## START

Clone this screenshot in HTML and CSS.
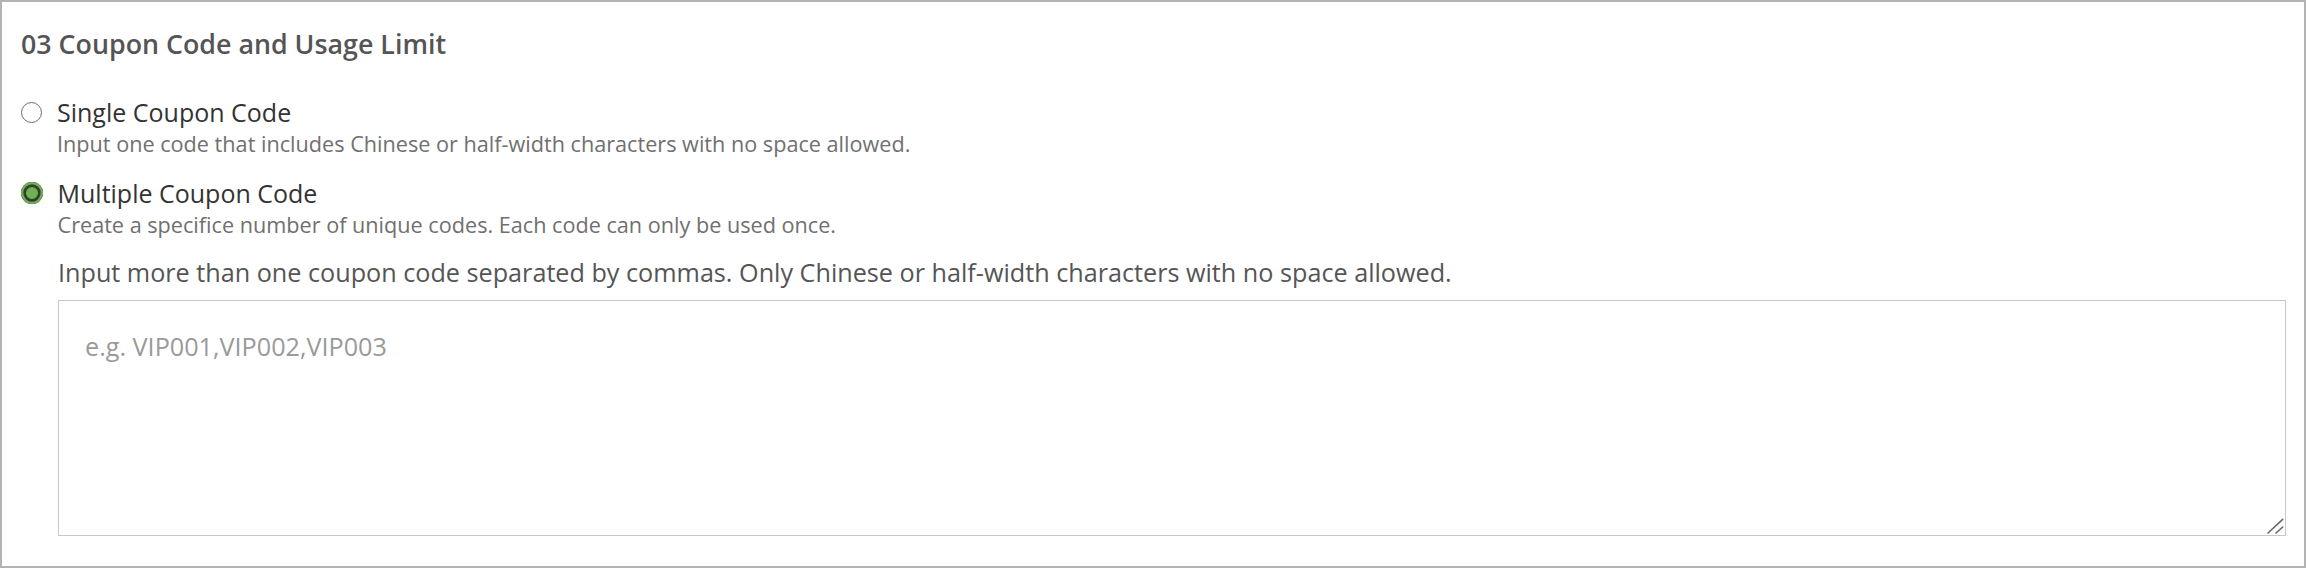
FILE: index.html
```html
<!DOCTYPE html>
<html lang="en">
<head>
<meta charset="utf-8">
<title>Coupon Code and Usage Limit</title>
<link rel="stylesheet" href="styles.css">
</head>
<body>
<section class="card">
  <h2 class="title">03 Coupon Code and Usage Limit</h2>
  <div class="options">
    <label class="option">
      <input class="radio" type="radio" name="mode" value="single">
      <span class="option-text">
        <span class="option-label">Single Coupon Code</span>
        <span class="option-desc">Input one code that includes Chinese or half-width characters with no space allowed.</span>
      </span>
    </label>
    <label class="option">
      <input class="radio" type="radio" name="mode" value="multiple" checked>
      <span class="option-text">
        <span class="option-label">Multiple Coupon Code</span>
        <span class="option-desc">Create a specifice number of unique codes. Each code can only be used once.</span>
      </span>
    </label>
  </div>
  <div class="codes">
    <p class="codes-label">Input more than one coupon code separated by commas. Only Chinese or half-width characters with no space allowed.</p>
    <div class="codes-field">
      <textarea class="codes-input" placeholder="e.g. VIP001,VIP002,VIP003"></textarea>
      <svg class="grip" width="20" height="20" viewBox="0 0 20 20" aria-hidden="true">
        <line x1="3" y1="18" x2="17.7" y2="4.3" stroke="#666" stroke-width="1.6" stroke-linecap="round"/>
        <line x1="11" y1="18" x2="17.7" y2="12" stroke="#666" stroke-width="1.6" stroke-linecap="round"/>
      </svg>
    </div>
  </div>
</section>
</body>
</html>
```

FILE: styles.css
```css
html, body {
  margin: 0;
  padding: 0;
  background: #ffffff;
}

body {
  font-family: "Open Sans", "Noto Sans", sans-serif;
}

.card {
  box-sizing: border-box;
  width: 2306px;
  height: 568px;
  border: 2px solid #b3b3b3;
  padding: 24px 18px 0 19px;
}

.title {
  margin: 0;
  font-size: 26.8px;
  line-height: 36px;
  font-weight: 600;
  color: #555555;
}

.options {
  display: flex;
  flex-direction: column;
  gap: 18px;
  margin-top: 32px;
}

.option {
  display: flex;
  align-items: flex-start;
  gap: 15px;
  cursor: pointer;
}

.radio {
  appearance: none;
  -webkit-appearance: none;
  box-sizing: border-box;
  flex: none;
  width: 21px;
  height: 21px;
  margin: 8px 0 0 0;
  border-radius: 50%;
  border: 1.6px solid #6e6e6e;
  background: #ffffff;
}

.radio:checked {
  width: 22px;
  height: 22px;
  margin: 7px 0 0 -0.5px;
  border: none;
  background: #6cb24f;
  box-shadow: inset 0 0 0 2.3px #6cb24f, inset 0 0 0 5px #3a3a3a;
}

.option-text {
  display: flex;
  flex-direction: column;
}

.option-label {
  font-size: 25px;
  line-height: 36px;
  color: #333333;
}

.option-desc {
  margin-top: 1px;
  font-size: 21.65px;
  line-height: 26px;
  color: #707070;
}

.codes {
  padding-left: 37px;
  margin-top: 17px;
}

.codes-label {
  margin: 0;
  font-size: 25.2px;
  line-height: 34px;
  color: #555555;
}

.codes-field {
  position: relative;
  margin-top: 11px;
}

.codes-input {
  display: block;
  box-sizing: border-box;
  width: 100%;
  height: 236px;
  margin: 0;
  border: 1px solid #c8c8c8;
  border-radius: 0;
  padding: 28px 26px 20px;
  font-family: "Open Sans", "Noto Sans", sans-serif;
  font-size: 25.2px;
  line-height: 35px;
  color: #333333;
  outline: none;
  resize: none;
}

.codes-input::placeholder {
  color: #9a9a9a;
}

.grip {
  position: absolute;
  right: 1px;
  bottom: 1px;
  pointer-events: none;
}
```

## END

* Task *
Copy out each line exactly, without the pictures.

* Solved problem *
Clone this screenshot in HTML and CSS.
FILE: index.html
```html
<!DOCTYPE html>
<html lang="en">
<head>
<meta charset="utf-8">
<title>Coupon Code and Usage Limit</title>
<link rel="stylesheet" href="styles.css">
</head>
<body>
<section class="card">
  <h2 class="title">03 Coupon Code and Usage Limit</h2>
  <div class="options">
    <label class="option">
      <input class="radio" type="radio" name="mode" value="single">
      <span class="option-text">
        <span class="option-label">Single Coupon Code</span>
        <span class="option-desc">Input one code that includes Chinese or half-width characters with no space allowed.</span>
      </span>
    </label>
    <label class="option">
      <input class="radio" type="radio" name="mode" value="multiple" checked>
      <span class="option-text">
        <span class="option-label">Multiple Coupon Code</span>
        <span class="option-desc">Create a specifice number of unique codes. Each code can only be used once.</span>
      </span>
    </label>
  </div>
  <div class="codes">
    <p class="codes-label">Input more than one coupon code separated by commas. Only Chinese or half-width characters with no space allowed.</p>
    <div class="codes-field">
      <textarea class="codes-input" placeholder="e.g. VIP001,VIP002,VIP003"></textarea>
      <svg class="grip" width="20" height="20" viewBox="0 0 20 20" aria-hidden="true">
        <line x1="3" y1="18" x2="17.7" y2="4.3" stroke="#666" stroke-width="1.6" stroke-linecap="round"/>
        <line x1="11" y1="18" x2="17.7" y2="12" stroke="#666" stroke-width="1.6" stroke-linecap="round"/>
      </svg>
    </div>
  </div>
</section>
</body>
</html>
```

FILE: styles.css
```css
html, body {
  margin: 0;
  padding: 0;
  background: #ffffff;
}

body {
  font-family: "Open Sans", "Noto Sans", sans-serif;
}

.card {
  box-sizing: border-box;
  width: 2306px;
  height: 568px;
  border: 2px solid #b3b3b3;
  padding: 24px 18px 0 19px;
}

.title {
  margin: 0;
  font-size: 26.8px;
  line-height: 36px;
  font-weight: 600;
  color: #555555;
}

.options {
  display: flex;
  flex-direction: column;
  gap: 18px;
  margin-top: 32px;
}

.option {
  display: flex;
  align-items: flex-start;
  gap: 15px;
  cursor: pointer;
}

.radio {
  appearance: none;
  -webkit-appearance: none;
  box-sizing: border-box;
  flex: none;
  width: 21px;
  height: 21px;
  margin: 8px 0 0 0;
  border-radius: 50%;
  border: 1.6px solid #6e6e6e;
  background: #ffffff;
}

.radio:checked {
  width: 22px;
  height: 22px;
  margin: 7px 0 0 -0.5px;
  border: none;
  background: #6cb24f;
  box-shadow: inset 0 0 0 2.3px #6cb24f, inset 0 0 0 5px #3a3a3a;
}

.option-text {
  display: flex;
  flex-direction: column;
}

.option-label {
  font-size: 25px;
  line-height: 36px;
  color: #333333;
}

.option-desc {
  margin-top: 1px;
  font-size: 21.65px;
  line-height: 26px;
  color: #707070;
}

.codes {
  padding-left: 37px;
  margin-top: 17px;
}

.codes-label {
  margin: 0;
  font-size: 25.2px;
  line-height: 34px;
  color: #555555;
}

.codes-field {
  position: relative;
  margin-top: 11px;
}

.codes-input {
  display: block;
  box-sizing: border-box;
  width: 100%;
  height: 236px;
  margin: 0;
  border: 1px solid #c8c8c8;
  border-radius: 0;
  padding: 28px 26px 20px;
  font-family: "Open Sans", "Noto Sans", sans-serif;
  font-size: 25.2px;
  line-height: 35px;
  color: #333333;
  outline: none;
  resize: none;
}

.codes-input::placeholder {
  color: #9a9a9a;
}

.grip {
  position: absolute;
  right: 1px;
  bottom: 1px;
  pointer-events: none;
}
```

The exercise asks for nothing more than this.